Dans la vie, je ne danse que pour mes enfants. Et comme ils ont tous moins de quatre ans, ils ont tendance à être très gênés et à sortir de la pièce quand je fais des tentatives. Dans un film, c’est cinq secondes pour un scénariste qui écrit : « il se lance dans une danse endiablée »… et huit putains de semaines pour moi dans les studios de Fulham à apprendre le Lindy Hop ! Mais je dois avouer que c’était plutôt drôle. On sous-estime le plaisir procuré par cette danse.
Si on parle de la vie en général, alors oui, la chance favorise les courageux. Je pense que c’est Woody Allen qui a dit que 95% de la réussite consiste à se pointer. Je pense que c’est vrai, il faut se lancer, il n’y a pour le coup aucune chance de réussir si on n’essaye pas. Ceci dit, je crois que je n’applique aucune de ces leçons dans mon cas (rires).
Oui, j’ai redécouvert des morceaux de musique parce que, quand je les entendais chantés horriblement par Meryl, j’avais envie de les entendre « en vrai » et je les chargeais direct. C’est un peu comme quand j’étais enfant : le centre aquatique avait une piscine extérieure et quand on rentrait dans celle couverte, on avait l’impression de prendre un bain. Après le chant de Meryl, j’avais cette impression, de rentrer dans un bon bain chaud.

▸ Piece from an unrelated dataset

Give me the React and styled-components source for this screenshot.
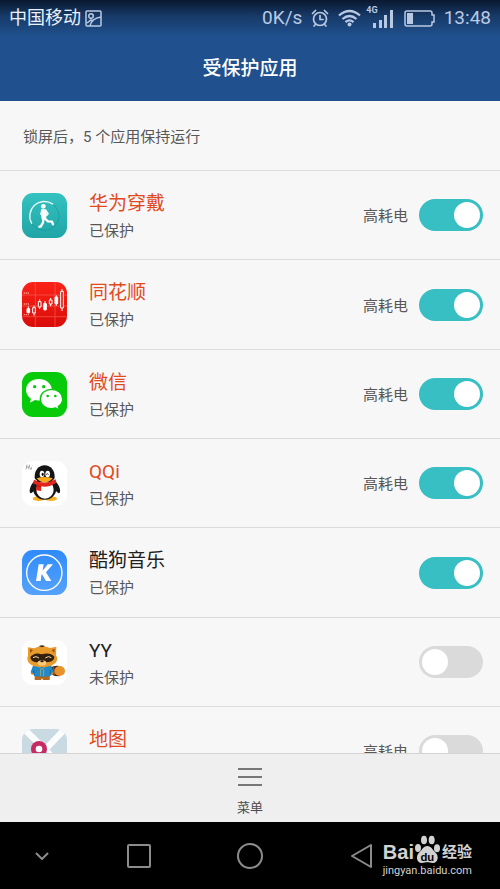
import React, { useState } from "react";
import styled, { createGlobalStyle } from "styled-components";

const GlobalStyle = createGlobalStyle`
  *, *::before { box-sizing: border-box; }
  body {
    margin: 0;
    background: #000;
    font-family: Roboto, "Noto Sans CJK SC", sans-serif;
  }
  button { font: inherit; border: 0; padding: 0; background: none; cursor: pointer; }
`;

const Screen = styled.div`
  display: flex;
  flex-direction: column;
  height: 100vh;
  background: #f7f7f7;
  overflow: hidden;
`;

const Header = styled.header`
  flex: none;
  color: #fff;
  background: linear-gradient(#0a1830 0, #173a68 16px, #20508d 36px);
`;

const StatusBar = styled.div`
  display: flex;
  align-items: center;
  height: 36px;
  padding: 0 9px;
  color: #b9c9e2;
  font-size: 19px;
  line-height: 36px;
  svg { display: block; flex: none; }
`;

const Carrier = styled.span`
  flex: 1;
  display: flex;
  align-items: center;
  gap: 4px;
  color: #e9f1fc;
  font-size: 18px;
`;

const StatusIcons = styled.span`
  display: flex;
  align-items: center;
  gap: 9px;
`;

const Title = styled.h1`
  margin: 0;
  height: 65px;
  font-size: 19px;
  font-weight: 500;
  line-height: 66px;
  text-align: center;
`;

const Content = styled.main`
  flex: 1;
  min-height: 0;
  overflow-y: auto;
  scrollbar-width: none;
`;

const Summary = styled.p`
  margin: 0;
  padding: 0 23px;
  height: 69px;
  color: #585858;
  font-size: 15px;
  line-height: 72px;
`;

const AppList = styled.ul`
  margin: 0;
  padding: 0;
  list-style: none;
`;

const AppRow = styled.li`
  display: flex;
  align-items: center;
  height: 89px;
  padding: 0 17px 0 22px;
  border-top: 1px solid #dcdcdc;
  &:nth-child(3n + 2) { height: 90px; }
`;

const AppIcon = styled.svg`
  flex: none;
  width: 45px;
  height: 45px;
  border-radius: 11px;
`;

const AppText = styled.label`
  flex: 1;
  margin-left: 22px;
  padding-top: 3px;
`;

const AppName = styled.span`
  display: block;
  color: ${(p) => (p.$alert ? "#e24a1e" : "#202020")};
  font-size: 19px;
  line-height: 28px;
`;

const AppState = styled.span`
  display: block;
  color: #585858;
  font-size: 15px;
  line-height: 26px;
`;

const PowerTag = styled.span`
  margin-right: 11px;
  padding-top: 2px;
  color: #585858;
  font-size: 15px;
  line-height: 26px;
`;

const Switch = styled.input`
  appearance: none;
  flex: none;
  display: flex;
  justify-content: ${(p) => (p.checked ? "flex-end" : "flex-start")};
  width: 64px;
  height: 32px;
  margin: 0;
  padding: 3px;
  border-radius: 16px;
  background: ${(p) => (p.checked ? "#37bfc3" : "#dadada")};
  cursor: pointer;
  &::before {
    content: "";
    width: 26px;
    height: 26px;
    border-radius: 50%;
    background: #fff;
  }
`;

const Toolbar = styled.footer`
  flex: none;
  display: flex;
  justify-content: center;
  height: 69px;
  border-top: 1px solid #d4d4d4;
  background: #efefef;
`;

const MenuButton = styled.button`
  display: flex;
  flex-direction: column;
  align-items: center;
  padding-top: 13px;
  color: #4c4c4c;
  font-size: 13px;
  line-height: 20px;
  svg { display: block; margin-bottom: 11px; }
`;

const NavBar = styled.nav`
  flex: none;
  position: relative;
  display: grid;
  grid-template-columns: 83px 1fr 1fr 1fr 83px;
  align-items: center;
  justify-items: center;
  height: 67px;
  background: #000;
  svg { display: block; }
`;

const Watermark = styled.div`
  position: absolute;
  right: 28px;
  bottom: 10px;
  display: flex;
  flex-direction: column;
  align-items: flex-end;
  color: #d2d2d2;
  font-family: "Liberation Sans", "Noto Sans CJK SC", sans-serif;
`;

const Brand = styled.div`
  display: flex;
  align-items: flex-end;
  height: 28px;
  font-size: 20px;
  font-weight: 700;
  line-height: 22px;
`;

const BrandSuffix = styled.span`
  margin-left: 1px;
  font-size: 15px;
  line-height: 22px;
`;

const Site = styled.div`
  font-family: Roboto, sans-serif;
  font-size: 11px;
  line-height: 16px;
`;

const RunnerIcon = () => (
  <AppIcon viewBox="66 37 135 135" aria-hidden="true">
    <defs>
      <linearGradient id="teal" x2="0" y2="1">
        <stop stopColor="#34c2c1" />
        <stop offset="1" stopColor="#20a5a6" />
      </linearGradient>
      <linearGradient id="ring" x2="1" y2="0.6">
        <stop stopColor="#d8f6f4" />
        <stop offset="1" stopColor="#fff" />
      </linearGradient>
    </defs>
    <rect x="66" y="37" width="135" height="135" fill="url(#teal)" />
    <circle cx="133" cy="106" r="44" fill="none" stroke="#168f91" strokeWidth="3" opacity="0.5" />
    <path d="M95 128A44 44 0 0 1 158 70" fill="none" stroke="url(#ring)" strokeWidth="4" strokeLinecap="round" />
    <circle cx="130" cy="77" r="7" fill="#fff" />
    <path d="M124 86h13l3 12-2 18H125l-2-15z" fill="#fff" />
    <g fill="none" stroke="#fff" strokeLinecap="round" strokeLinejoin="round">
      <path d="M126 88l-3 12 8 6M137 89l7 10-4 5" strokeWidth="5" />
      <path d="M134 113l10 9 12 1 3 8M130 114l-1 12-7 12h-4" strokeWidth="7" />
    </g>
  </AppIcon>
);

const CandleIcon = () => (
  <AppIcon viewBox="66 305 135 135" aria-hidden="true">
    <defs>
      <linearGradient id="red" x2="0" y2="1">
        <stop stopColor="#fb2418" />
        <stop offset="1" stopColor="#d90d0b" />
      </linearGradient>
    </defs>
    <rect x="66" y="305" width="135" height="135" fill="url(#red)" />
    <path d="M66 344H201M66 409H201M106 305V440M165 305V440M66 377H201" stroke="#ff7466" strokeWidth="2" opacity="0.75" />
    <path d="M71 338h17M71 371h17M71 403h17" stroke="#ff9487" strokeWidth="4" strokeDasharray="4 2" />
    <g stroke="#fff" strokeWidth="3">
      <path d="M85 378V399M102 376V406M119 357V386M135 362V391M152 353V378M169 345V376M186 326V392" />
      <path d="M81 385h8v12h-8zM131 370h8v18h-8zM165 350h8v20h-8z" fill="#fff" />
      <path d="M98 382h8v16h-8zM115 364h8v16h-8zM148 359h8v12h-8zM182 333h8v50h-8z" fill="#e01a12" />
    </g>
  </AppIcon>
);

const WeChatIcon = () => (
  <AppIcon viewBox="66 33 135 135" aria-hidden="true">
    <rect x="66" y="33" width="135" height="135" fill="#07ca0b" />
    <path d="M117 54c-22 0-39 14-39 33 0 11 6 20 15 26l-3 12 15-8c41 8 52-15 51-30-1-19-18-33-39-33z" fill="#fff" />
    <path d="M155 85c-19 0-34 12-34 29s15 29 34 29c4 0 8-1 12-2l11 6-3-11c8-5 13-13 13-22 0-17-15-29-33-29z" fill="#fff" stroke="#07ca0b" strokeWidth="4" />
    <g fill="#07ca0b">
      <circle cx="104" cy="77" r="5" />
      <circle cx="131" cy="77" r="5" />
      <circle cx="143" cy="105" r="4" />
      <circle cx="166" cy="105" r="4" />
    </g>
  </AppIcon>
);

const PenguinIcon = () => (
  <AppIcon viewBox="66 302 135 135" aria-hidden="true">
    <rect x="66" y="302" width="135" height="135" fill="#fff" />
    <path d="M81 313l-3 14M89 313l-3 14M79 320h9M94 320l-2 7 4-2M97 315v1" fill="none" stroke="#777" strokeWidth="2" />
    <ellipse cx="116" cy="415" rx="18" ry="7" fill="#f3ae23" />
    <ellipse cx="153" cy="415" rx="18" ry="7" fill="#f3ae23" />
    <path d="M106 359C87 377 86 399 93 399q5-2 10-10zM162 359c21 18 22 40 14 40q-5-2-10-10z" fill="#151515" />
    <ellipse cx="134" cy="385" rx="35" ry="33" fill="#151515" />
    <ellipse cx="135" cy="388" rx="26" ry="27" fill="#fff" />
    <path d="M104 352c-1-22 12-37 30-37s31 15 30 37c-2 17-58 17-60 0z" fill="#151515" />
    <ellipse cx="126" cy="341" rx="7" ry="10" fill="#fff" />
    <ellipse cx="143" cy="341" rx="7" ry="10" fill="#fff" />
    <ellipse cx="128" cy="342" rx="3" ry="5" />
    <path d="M139 343q3-6 6 0" fill="none" stroke="#111" strokeWidth="3" />
    <path d="M102 358q31 18 65-1l2 10q-24 16-45 11l-1 14-15-2 2-16-11-5z" fill="#e2241b" />
    <path d="M110 354q24-8 48 0-9 12-24 12t-24-12z" fill="#f5a91b" />
    <path d="M111 376l12 3" stroke="#9e120e" strokeWidth="2" />
  </AppIcon>
);

const KugouIcon = () => (
  <AppIcon viewBox="66 29 135 135" aria-hidden="true">
    <defs>
      <linearGradient id="sky" x2="0" y2="1">
        <stop stopColor="#2f8bfa" />
        <stop offset="1" stopColor="#55a2fb" />
      </linearGradient>
    </defs>
    <rect x="66" y="29" width="135" height="135" fill="url(#sky)" />
    <circle cx="133" cy="97" r="53" fill="none" stroke="#fff" strokeWidth="4" />
    <path d="M116 72h15l-3 19 15-19h16l-21 24 16 26h-16l-13-22-3 22h-14z" fill="#fff" />
  </AppIcon>
);

const RaccoonIcon = () => (
  <AppIcon viewBox="66 298 135 135" aria-hidden="true">
    <rect x="66" y="298" width="135" height="135" fill="#fff" />
    <path d="M149 382q12-8 26-7l4 32q-17 0-29-8z" fill="#3b2414" />
    <path d="M161 379l2 24" stroke="#a86a24" strokeWidth="3" />
    <ellipse cx="179" cy="391" rx="16" ry="15" fill="#e8922b" />
    <path d="M104 399h46l-1 19h-20l-3-5-3 5h-19z" fill="#b46a1e" />
    <circle cx="97" cy="397" r="5" fill="#d98a2b" />
    <circle cx="156" cy="397" r="5" fill="#d98a2b" />
    <path d="M100 372h53l8 22-9 5v7q-26 5-50 0v-7l-10-5z" fill="#2288c6" />
    <path d="M102 388v16M151 388v16" stroke="#125885" strokeWidth="2" />
    <path d="M114 376l12 10 12-10M122 386v20M131 386v20" fill="none" stroke="#d9b350" strokeWidth="2" />
    <path d="M84 320l18 3q26-12 48-1l19-4-1 26q8 12-1 22-16 14-41 13-27 1-39-12-8-12-3-22z" fill="#e99b2c" />
    <path d="M90 325l9 3-8 9zM164 324l-9 4 8 9z" fill="#8f5118" />
    <path d="M116 317q10-7 19 0-8 5-19 0z" fill="#4a2b15" />
    <path d="M91 349q13-16 34-8 25-8 38 7 0 13-17 16-20 3-22-6-6 9-20 6-12-3-13-15z" fill="#33200f" />
    <path d="M99 351q9-7 18 1M136 352q9-8 18-1" fill="none" stroke="#f7ddb0" strokeWidth="3" />
    <ellipse cx="126" cy="367" rx="13" ry="8" fill="#f8ca78" />
    <ellipse cx="126" cy="362" rx="5" ry="3" fill="#271409" />
  </AppIcon>
);

const MapIcon = () => (
  <AppIcon viewBox="66 564 135 135" aria-hidden="true">
    <rect x="66" y="564" width="135" height="135" fill="#c9dae2" />
    <path d="M68 560L140 630 L201 699M198 560L66 699" fill="none" stroke="#fbfcfc" strokeWidth="19" />
    <path d="M117 600a24 24 0 0 1 24 24c0 18-24 42-24 42s-24-24-24-42a24 24 0 0 1 24-24z" fill="#c62b63" />
    <circle cx="117" cy="624" r="10" fill="#fff" />
  </AppIcon>
);

const apps = [
  { id: "wear", name: "华为穿戴", Icon: RunnerIcon, alert: true, power: true, on: true },
  { id: "ths", name: "同花顺", Icon: CandleIcon, alert: true, power: true, on: true },
  { id: "wechat", name: "微信", Icon: WeChatIcon, alert: true, power: true, on: true },
  { id: "qqi", name: "QQi", Icon: PenguinIcon, alert: true, power: true, on: true },
  { id: "kugou", name: "酷狗音乐", Icon: KugouIcon, alert: false, power: false, on: true },
  { id: "yy", name: "YY", Icon: RaccoonIcon, alert: false, power: false, on: false },
  { id: "map", name: "地图", Icon: MapIcon, alert: true, power: true, on: false },
];

const PictureGlyph = () => (
  <svg width="17" height="17" viewBox="0 0 17 17" fill="none" stroke="#b9c9e2" strokeWidth="1.5" aria-hidden="true">
    <rect x="1" y="1" width="15" height="15" rx="1" />
    <circle cx="6" cy="6" r="2.3" />
    <path d="M2 13l4-3 2 1M5 16c1-6 5-8 11-9" />
  </svg>
);

const AlarmGlyph = () => (
  <svg width="18" height="18" viewBox="0 0 18 18" fill="none" stroke="#b9c9e2" strokeWidth="1.7" strokeLinecap="round" aria-hidden="true">
    <circle cx="9" cy="10" r="6.5" />
    <path d="M9 6.5V10.5H12M1.5 4.5L4.5 1.5M16.5 4.5L13.5 1.5M4.5 15.5L3 17M13.5 15.5L15 17" />
  </svg>
);

const WifiGlyph = () => (
  <svg width="23" height="18" viewBox="0 0 23 18" fill="none" stroke="#b9c9e2" strokeWidth="2.3" aria-hidden="true">
    <path d="M1 6.5Q11.5-2.5 22 6.5M4.500 10Q11.500 4 18.500 10M7.500 13.200Q11.500 9.600 15.500 13.200" />
    <circle cx="11.5" cy="15.5" r="2" fill="#b9c9e2" stroke="none" />
  </svg>
);

const Signal = styled.span`
  display: flex;
  align-items: flex-start;
  height: 24px;
  margin: 0 2px 0 -4px;
  font-size: 9px;
  font-weight: 700;
  line-height: 9px;
  svg { margin: 4px 0 0 -5px; }
`;

const SignalGlyph = () => (
  <svg width="20" height="18" viewBox="0 0 20 18" fill="#b9c9e2" aria-hidden="true">
    <path d="M0 13h3v5H0zM6 10h3v8H6zM11 5h3v13h-3zM17 0h3v18h-3z" />
  </svg>
);

const BatteryGlyph = () => (
  <svg width="31" height="17" viewBox="0 0 31 17" fill="none" stroke="#b9c9e2" strokeWidth="1.5" aria-hidden="true">
    <path d="M3 1H26Q28 1 28 3V5H30V12H28V14Q28 16 26 16H3Q1 16 1 14V3Q1 1 3 1Z" />
    <path d="M3 3h6v11H3z" fill="#b9c9e2" stroke="none" />
  </svg>
);

const PawGlyph = () => (
  <svg width="27" height="28" viewBox="222 46 81 84" fill="#d2d2d2" aria-hidden="true">
    <ellipse cx="234" cy="85" rx="9" ry="12" />
    <ellipse cx="252" cy="61" rx="9" ry="13" />
    <ellipse cx="275" cy="61" rx="9" ry="13" />
    <ellipse cx="291" cy="86" rx="9" ry="12" />
    <path d="M262 79c13 0 15 12 25 20 10 9 8 30-8 31-8 0-11-2-17-2s-9 2-17 2c-16-1-18-22-8-31 10-8 12-20 25-20z" />
    <text x="262" y="123" textAnchor="middle" fontSize="34" fontWeight="700" fill="#000">du</text>
  </svg>
);

export default function App() {
  const [enabled, setEnabled] = useState(() => Object.fromEntries(apps.map((a) => [a.id, a.on])));
  const toggle = (id) => setEnabled((s) => ({ ...s, [id]: !s[id] }));
  const count = Object.values(enabled).filter(Boolean).length;

  return (
    <>
      <GlobalStyle />
      <Screen>
        <Header>
          <StatusBar>
            <Carrier>中国移动<PictureGlyph /></Carrier>
            <StatusIcons>
              <span>0K/s</span>
              <AlarmGlyph />
              <WifiGlyph />
              <Signal>4G<SignalGlyph /></Signal>
              <BatteryGlyph />
              <span>13:48</span>
            </StatusIcons>
          </StatusBar>
          <Title>受保护应用</Title>
        </Header>
        <Content>
          <Summary>锁屏后，{count} 个应用保持运行</Summary>
          <AppList>
            {apps.map(({ id, name, Icon, alert, power }) => (
              <AppRow key={id}>
                <Icon />
                <AppText htmlFor={id}>
                  <AppName $alert={alert}>{name}</AppName>
                  <AppState>{enabled[id] ? "已保护" : "未保护"}</AppState>
                </AppText>
                {power && <PowerTag>高耗电</PowerTag>}
                <Switch id={id} type="checkbox" checked={enabled[id]} onChange={() => toggle(id)} />
              </AppRow>
            ))}
          </AppList>
        </Content>
        <Toolbar>
          <MenuButton type="button">
            <svg width="24" height="20" viewBox="0 0 24 20" stroke="#777" strokeWidth="2" aria-hidden="true">
              <path d="M0 2H24M0 10H24M0 18H24" />
            </svg>
            菜单
          </MenuButton>
        </Toolbar>
        <NavBar>
          <button type="button" aria-label="收起">
            <svg width="14" height="8" viewBox="0 0 14 8" fill="none" stroke="#8c8c8c" strokeWidth="2">
              <path d="M1 1l6 6 6-6" />
            </svg>
          </button>
          <button type="button" aria-label="最近任务">
            <svg width="24" height="24" viewBox="0 0 24 24" fill="none" stroke="#8c8c8c" strokeWidth="2">
              <rect x="1" y="1" width="22" height="22" rx="1" />
            </svg>
          </button>
          <button type="button" aria-label="主屏幕">
            <svg width="26" height="26" viewBox="0 0 26 26" fill="none" stroke="#8c8c8c" strokeWidth="2">
              <circle cx="13" cy="13" r="12" />
            </svg>
          </button>
          <button type="button" aria-label="返回">
            <svg width="23" height="26" viewBox="0 0 23 26" fill="none" stroke="#8c8c8c" strokeWidth="2" strokeLinejoin="round">
              <path d="M21 2V24L2 13Z" />
            </svg>
          </button>
          <Watermark>
            <Brand>Bai<PawGlyph /><BrandSuffix>经验</BrandSuffix></Brand>
            <Site>jingyan.baidu.com</Site>
          </Watermark>
        </NavBar>
      </Screen>
    </>
  );
}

Et vous avez rarement été aussi convaincant…
Vous voulez dire que j’ai l’air vieux dans le film ?! (rires) Vous avez raison, j’ai l’air vieux… dans le film ! Disons que vous cherchez toujours, quand vous jouez, des choses qui résonnent dans votre vie personnelle. Et j’ai passé un cap ; j’ai eu des enfants. Et à mon plus grand étonnement : je les aime. Et je pense sincèrement que cette expérience, ce sentiment, a ajouté une dimension à mon jeu.